You're making the parent comment's point, ICE != ICE

Mercedes is selling cars with an engine that weighs 354 lbs, with just 2 liters of volume. Now 354 lbs is still pretty heavy, but it's 354 lbs with fluids and accessories.

Some (many even) of those accessories have equivalents on a Tesla that aren't included in saying it weighs 75lbs, like pumps for coolant and the AC compressor


But the two aren't at odds, o e could use an electric engine and still burn gasoline to produce the electricity, sort of like ships do.


Sure. The average car gets 25 mpg, consuming ~1400 Wh/mi. A Tesla Model 3 uses ~240 Wh/mi. Thats almost a factor of 6 difference. You don't need quite as much energy when you are significantly more efficient and it is only getting more efficient as time goes on. Also add in the factor of recovering energy using regenerative braking which is impossible with ICE.

With a car, unless you have a specific use-case where you are driving 200+ miles a day, an EV is a no-brainer when it comes to efficiency in operating cost as well as emissions and overall energy use.


A Model 3 is smaller than the average car, it should be compared to something like a Honda Accord hybrid.

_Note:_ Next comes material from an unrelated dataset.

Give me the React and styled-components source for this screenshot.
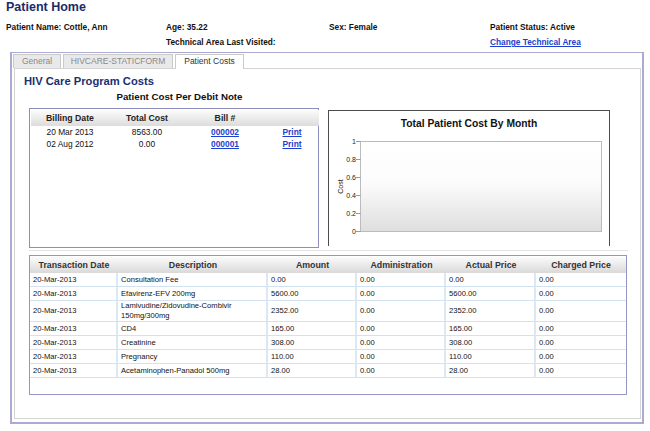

Both have a similar cabin volume of ~100 ft^3. The fuel economy for a hybrid Accord is 48 mpg, or 760 Wh/mile.

The Accord is also $10k cheaper, presumably that is because the Model 3 requires more materials and more embodied energy.


> The Accord is also $10k cheaper, presumably that is because the Model 3 requires more materials and more embodied energy.

Do economies of scale and manufacturing expertise factor in to "embodied energy"?


What are the energy requirements and emissions for just building the vehicle? I've heard rumours that it's non-negligible when considering total emissions that a car will have caused.


Page 9 of https://www.tesla.com/ns_videos/2019-tesla-impact-report.pdf has a chart for that (Average Lifecycle Emissions in New York State (gCO2e/mi)).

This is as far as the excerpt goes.